■ Your objective ■
Single out the lines of the material that contain "this" and copy them.

— Start of Record set —

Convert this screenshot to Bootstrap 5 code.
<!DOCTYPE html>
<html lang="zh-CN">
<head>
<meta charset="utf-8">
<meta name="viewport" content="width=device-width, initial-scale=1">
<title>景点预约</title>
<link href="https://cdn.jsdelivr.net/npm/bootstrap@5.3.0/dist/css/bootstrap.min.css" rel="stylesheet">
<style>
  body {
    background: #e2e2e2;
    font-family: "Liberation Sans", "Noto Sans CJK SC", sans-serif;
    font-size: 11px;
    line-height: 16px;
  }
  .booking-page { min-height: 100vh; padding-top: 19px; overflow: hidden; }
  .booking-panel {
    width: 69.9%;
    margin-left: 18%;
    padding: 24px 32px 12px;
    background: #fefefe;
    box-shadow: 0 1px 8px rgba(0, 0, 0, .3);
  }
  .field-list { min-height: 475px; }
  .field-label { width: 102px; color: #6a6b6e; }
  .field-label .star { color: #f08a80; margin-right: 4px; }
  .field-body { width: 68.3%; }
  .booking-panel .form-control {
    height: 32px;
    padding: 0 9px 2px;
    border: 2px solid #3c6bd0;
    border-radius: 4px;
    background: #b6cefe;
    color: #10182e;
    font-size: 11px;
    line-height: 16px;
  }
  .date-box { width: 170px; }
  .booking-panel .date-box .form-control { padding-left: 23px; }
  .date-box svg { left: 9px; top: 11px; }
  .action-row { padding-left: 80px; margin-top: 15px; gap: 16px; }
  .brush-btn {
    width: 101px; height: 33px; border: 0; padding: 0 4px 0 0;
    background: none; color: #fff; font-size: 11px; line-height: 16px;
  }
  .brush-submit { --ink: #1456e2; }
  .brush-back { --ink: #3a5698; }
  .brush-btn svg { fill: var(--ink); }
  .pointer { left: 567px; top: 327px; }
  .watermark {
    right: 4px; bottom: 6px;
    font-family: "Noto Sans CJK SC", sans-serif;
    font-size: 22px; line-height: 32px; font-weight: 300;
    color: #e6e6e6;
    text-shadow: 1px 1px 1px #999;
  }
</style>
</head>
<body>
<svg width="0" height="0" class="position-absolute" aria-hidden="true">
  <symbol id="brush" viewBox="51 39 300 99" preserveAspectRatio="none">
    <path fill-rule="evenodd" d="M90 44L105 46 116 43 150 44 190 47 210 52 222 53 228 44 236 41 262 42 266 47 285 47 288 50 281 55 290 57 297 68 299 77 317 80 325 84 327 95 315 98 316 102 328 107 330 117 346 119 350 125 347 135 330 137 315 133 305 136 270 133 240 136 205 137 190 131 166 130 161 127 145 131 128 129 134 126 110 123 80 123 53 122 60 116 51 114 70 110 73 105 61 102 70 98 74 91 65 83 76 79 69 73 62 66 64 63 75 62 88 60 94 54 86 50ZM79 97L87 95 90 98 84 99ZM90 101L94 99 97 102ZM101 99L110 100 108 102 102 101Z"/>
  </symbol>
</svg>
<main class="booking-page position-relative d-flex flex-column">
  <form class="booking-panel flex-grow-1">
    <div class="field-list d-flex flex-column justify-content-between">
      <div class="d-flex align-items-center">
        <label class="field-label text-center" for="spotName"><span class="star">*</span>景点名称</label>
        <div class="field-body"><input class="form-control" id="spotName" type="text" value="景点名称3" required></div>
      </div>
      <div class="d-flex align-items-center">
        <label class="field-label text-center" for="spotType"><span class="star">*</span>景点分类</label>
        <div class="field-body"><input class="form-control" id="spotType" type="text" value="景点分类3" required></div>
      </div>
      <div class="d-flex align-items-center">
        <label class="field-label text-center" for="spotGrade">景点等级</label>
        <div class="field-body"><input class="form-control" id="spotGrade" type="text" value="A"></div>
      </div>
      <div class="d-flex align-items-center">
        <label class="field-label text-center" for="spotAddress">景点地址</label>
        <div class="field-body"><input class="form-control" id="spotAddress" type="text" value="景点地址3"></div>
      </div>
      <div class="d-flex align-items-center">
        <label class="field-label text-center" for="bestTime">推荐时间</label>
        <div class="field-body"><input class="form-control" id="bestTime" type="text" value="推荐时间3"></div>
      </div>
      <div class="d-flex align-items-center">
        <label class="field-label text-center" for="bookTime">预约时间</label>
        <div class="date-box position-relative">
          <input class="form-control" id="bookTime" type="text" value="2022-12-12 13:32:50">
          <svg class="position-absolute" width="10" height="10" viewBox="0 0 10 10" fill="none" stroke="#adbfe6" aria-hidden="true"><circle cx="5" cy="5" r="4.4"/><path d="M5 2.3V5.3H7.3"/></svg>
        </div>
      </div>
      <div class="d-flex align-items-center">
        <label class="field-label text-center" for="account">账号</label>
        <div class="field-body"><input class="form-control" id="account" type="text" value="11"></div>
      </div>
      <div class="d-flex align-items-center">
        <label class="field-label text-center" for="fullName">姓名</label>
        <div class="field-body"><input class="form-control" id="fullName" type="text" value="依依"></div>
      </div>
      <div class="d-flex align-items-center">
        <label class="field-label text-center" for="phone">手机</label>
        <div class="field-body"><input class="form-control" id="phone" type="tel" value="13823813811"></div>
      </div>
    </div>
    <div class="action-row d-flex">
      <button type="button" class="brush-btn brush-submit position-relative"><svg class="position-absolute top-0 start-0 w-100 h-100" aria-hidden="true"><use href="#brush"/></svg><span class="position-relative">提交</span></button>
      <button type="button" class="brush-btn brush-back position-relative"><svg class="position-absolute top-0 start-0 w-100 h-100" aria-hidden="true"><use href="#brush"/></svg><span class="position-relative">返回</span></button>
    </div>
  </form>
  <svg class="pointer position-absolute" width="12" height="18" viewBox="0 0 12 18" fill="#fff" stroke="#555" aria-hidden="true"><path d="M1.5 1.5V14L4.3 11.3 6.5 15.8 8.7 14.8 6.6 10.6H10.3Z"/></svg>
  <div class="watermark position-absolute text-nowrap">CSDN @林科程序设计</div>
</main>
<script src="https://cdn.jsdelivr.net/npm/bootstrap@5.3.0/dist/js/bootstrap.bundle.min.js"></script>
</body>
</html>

— End of Record set —
— Start of Record set —

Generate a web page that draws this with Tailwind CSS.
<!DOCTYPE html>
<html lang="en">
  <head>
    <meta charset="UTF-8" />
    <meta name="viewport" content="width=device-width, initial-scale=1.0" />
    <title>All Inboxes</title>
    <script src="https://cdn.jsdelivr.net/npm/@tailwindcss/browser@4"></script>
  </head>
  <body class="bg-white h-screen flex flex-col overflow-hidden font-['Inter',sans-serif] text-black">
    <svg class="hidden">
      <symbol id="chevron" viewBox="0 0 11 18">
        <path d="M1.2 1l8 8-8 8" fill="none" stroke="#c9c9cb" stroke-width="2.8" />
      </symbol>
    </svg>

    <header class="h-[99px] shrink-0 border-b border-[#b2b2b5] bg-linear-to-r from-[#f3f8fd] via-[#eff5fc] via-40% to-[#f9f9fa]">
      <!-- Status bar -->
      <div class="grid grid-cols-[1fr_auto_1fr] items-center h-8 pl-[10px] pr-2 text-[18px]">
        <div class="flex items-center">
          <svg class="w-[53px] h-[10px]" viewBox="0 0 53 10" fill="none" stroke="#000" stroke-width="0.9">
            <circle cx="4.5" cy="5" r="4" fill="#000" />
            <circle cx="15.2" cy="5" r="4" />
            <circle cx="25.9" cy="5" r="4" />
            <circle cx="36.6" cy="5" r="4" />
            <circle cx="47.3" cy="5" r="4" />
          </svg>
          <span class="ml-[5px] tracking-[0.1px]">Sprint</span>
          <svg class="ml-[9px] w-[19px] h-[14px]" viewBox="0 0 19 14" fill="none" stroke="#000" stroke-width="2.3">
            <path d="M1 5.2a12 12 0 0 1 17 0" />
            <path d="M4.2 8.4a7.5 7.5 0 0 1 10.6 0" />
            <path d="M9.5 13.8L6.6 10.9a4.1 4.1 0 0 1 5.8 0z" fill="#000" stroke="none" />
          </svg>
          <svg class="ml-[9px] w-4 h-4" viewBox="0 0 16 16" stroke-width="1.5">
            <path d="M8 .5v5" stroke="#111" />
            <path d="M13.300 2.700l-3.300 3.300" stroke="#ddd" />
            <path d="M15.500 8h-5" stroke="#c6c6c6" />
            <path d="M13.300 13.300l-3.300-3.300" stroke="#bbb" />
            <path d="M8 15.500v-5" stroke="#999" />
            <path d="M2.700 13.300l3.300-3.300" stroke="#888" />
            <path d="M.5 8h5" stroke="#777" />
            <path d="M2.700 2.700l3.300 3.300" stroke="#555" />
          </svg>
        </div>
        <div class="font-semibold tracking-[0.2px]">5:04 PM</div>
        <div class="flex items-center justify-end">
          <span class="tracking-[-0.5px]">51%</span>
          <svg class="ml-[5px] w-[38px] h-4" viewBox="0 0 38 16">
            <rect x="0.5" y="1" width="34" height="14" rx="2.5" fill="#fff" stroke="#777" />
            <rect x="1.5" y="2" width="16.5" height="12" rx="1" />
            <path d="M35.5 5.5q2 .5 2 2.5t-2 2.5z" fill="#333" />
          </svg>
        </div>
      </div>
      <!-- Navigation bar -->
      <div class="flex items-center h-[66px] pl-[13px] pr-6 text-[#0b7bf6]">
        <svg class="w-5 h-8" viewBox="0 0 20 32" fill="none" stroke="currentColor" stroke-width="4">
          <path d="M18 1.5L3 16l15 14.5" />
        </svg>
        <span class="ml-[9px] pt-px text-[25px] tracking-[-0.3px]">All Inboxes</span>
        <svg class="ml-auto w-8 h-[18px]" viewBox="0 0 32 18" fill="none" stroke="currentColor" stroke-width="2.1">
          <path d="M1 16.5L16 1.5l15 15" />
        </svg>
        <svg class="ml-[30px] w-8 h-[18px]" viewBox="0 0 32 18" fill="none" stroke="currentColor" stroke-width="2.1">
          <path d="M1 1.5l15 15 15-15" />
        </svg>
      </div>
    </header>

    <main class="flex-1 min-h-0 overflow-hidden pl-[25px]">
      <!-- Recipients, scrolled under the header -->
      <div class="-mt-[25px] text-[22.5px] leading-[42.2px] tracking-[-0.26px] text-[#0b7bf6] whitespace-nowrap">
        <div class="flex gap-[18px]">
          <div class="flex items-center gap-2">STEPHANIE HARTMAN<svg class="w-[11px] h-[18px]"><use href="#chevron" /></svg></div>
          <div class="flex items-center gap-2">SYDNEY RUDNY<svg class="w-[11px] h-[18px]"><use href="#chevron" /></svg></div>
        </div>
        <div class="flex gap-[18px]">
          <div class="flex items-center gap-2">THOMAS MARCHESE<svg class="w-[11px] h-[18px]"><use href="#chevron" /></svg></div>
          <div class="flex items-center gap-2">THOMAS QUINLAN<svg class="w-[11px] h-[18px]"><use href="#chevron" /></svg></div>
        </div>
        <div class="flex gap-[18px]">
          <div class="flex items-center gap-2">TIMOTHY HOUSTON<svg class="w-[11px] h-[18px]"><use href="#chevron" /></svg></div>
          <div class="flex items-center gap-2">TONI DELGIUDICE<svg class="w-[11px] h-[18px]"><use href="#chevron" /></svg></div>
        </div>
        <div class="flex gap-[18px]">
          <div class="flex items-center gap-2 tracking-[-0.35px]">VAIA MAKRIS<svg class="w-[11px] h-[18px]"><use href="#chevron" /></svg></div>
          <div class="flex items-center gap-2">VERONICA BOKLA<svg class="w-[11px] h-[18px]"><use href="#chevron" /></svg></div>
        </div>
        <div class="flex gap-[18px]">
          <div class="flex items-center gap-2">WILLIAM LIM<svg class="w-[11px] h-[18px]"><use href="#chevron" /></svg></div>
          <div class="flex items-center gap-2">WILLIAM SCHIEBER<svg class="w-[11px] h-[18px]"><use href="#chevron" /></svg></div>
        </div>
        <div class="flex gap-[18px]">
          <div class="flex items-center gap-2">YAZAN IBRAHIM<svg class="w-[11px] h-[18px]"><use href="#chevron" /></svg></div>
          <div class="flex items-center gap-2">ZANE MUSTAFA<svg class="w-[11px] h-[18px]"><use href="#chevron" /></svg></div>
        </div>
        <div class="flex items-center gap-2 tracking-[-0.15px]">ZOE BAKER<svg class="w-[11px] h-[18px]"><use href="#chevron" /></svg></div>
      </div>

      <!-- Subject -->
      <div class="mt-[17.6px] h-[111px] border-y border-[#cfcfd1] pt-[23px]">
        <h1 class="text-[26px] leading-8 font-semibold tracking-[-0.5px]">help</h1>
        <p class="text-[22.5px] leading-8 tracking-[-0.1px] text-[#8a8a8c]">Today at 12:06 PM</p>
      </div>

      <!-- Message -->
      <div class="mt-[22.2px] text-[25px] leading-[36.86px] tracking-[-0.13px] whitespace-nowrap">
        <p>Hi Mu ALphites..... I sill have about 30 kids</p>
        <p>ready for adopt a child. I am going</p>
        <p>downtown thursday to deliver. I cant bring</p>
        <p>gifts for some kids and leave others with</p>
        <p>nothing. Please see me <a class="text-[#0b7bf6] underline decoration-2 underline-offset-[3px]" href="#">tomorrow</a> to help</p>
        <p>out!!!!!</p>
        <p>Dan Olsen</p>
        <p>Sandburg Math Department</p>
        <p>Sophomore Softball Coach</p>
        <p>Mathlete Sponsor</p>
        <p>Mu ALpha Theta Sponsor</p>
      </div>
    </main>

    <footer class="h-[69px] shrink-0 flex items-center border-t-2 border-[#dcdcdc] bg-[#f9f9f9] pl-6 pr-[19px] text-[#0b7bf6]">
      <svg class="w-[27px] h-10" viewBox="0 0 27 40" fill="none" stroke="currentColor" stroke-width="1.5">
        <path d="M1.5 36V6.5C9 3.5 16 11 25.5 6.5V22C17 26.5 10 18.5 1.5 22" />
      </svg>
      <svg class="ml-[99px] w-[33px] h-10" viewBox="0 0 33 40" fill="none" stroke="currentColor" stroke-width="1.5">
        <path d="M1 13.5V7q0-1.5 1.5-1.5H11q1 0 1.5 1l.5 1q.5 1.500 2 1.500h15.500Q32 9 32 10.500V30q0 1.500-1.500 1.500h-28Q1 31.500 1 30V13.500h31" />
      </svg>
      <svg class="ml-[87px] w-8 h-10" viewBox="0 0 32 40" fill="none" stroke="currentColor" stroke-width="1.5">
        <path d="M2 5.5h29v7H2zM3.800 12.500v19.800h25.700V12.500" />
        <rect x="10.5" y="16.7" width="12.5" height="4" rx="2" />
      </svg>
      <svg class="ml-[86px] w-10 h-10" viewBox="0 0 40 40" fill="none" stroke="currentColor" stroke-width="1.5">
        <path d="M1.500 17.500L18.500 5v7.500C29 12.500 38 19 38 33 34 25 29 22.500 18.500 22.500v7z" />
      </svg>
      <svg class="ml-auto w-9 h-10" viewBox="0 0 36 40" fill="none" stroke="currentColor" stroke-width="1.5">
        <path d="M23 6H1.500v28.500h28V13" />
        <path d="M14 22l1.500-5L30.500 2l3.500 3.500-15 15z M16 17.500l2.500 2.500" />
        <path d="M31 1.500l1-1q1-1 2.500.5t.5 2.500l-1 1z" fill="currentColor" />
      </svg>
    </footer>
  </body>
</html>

— End of Record set —

■ Expected output ■
Convert this screenshot to Bootstrap 5 code.
Generate a web page that draws this with Tailwind CSS.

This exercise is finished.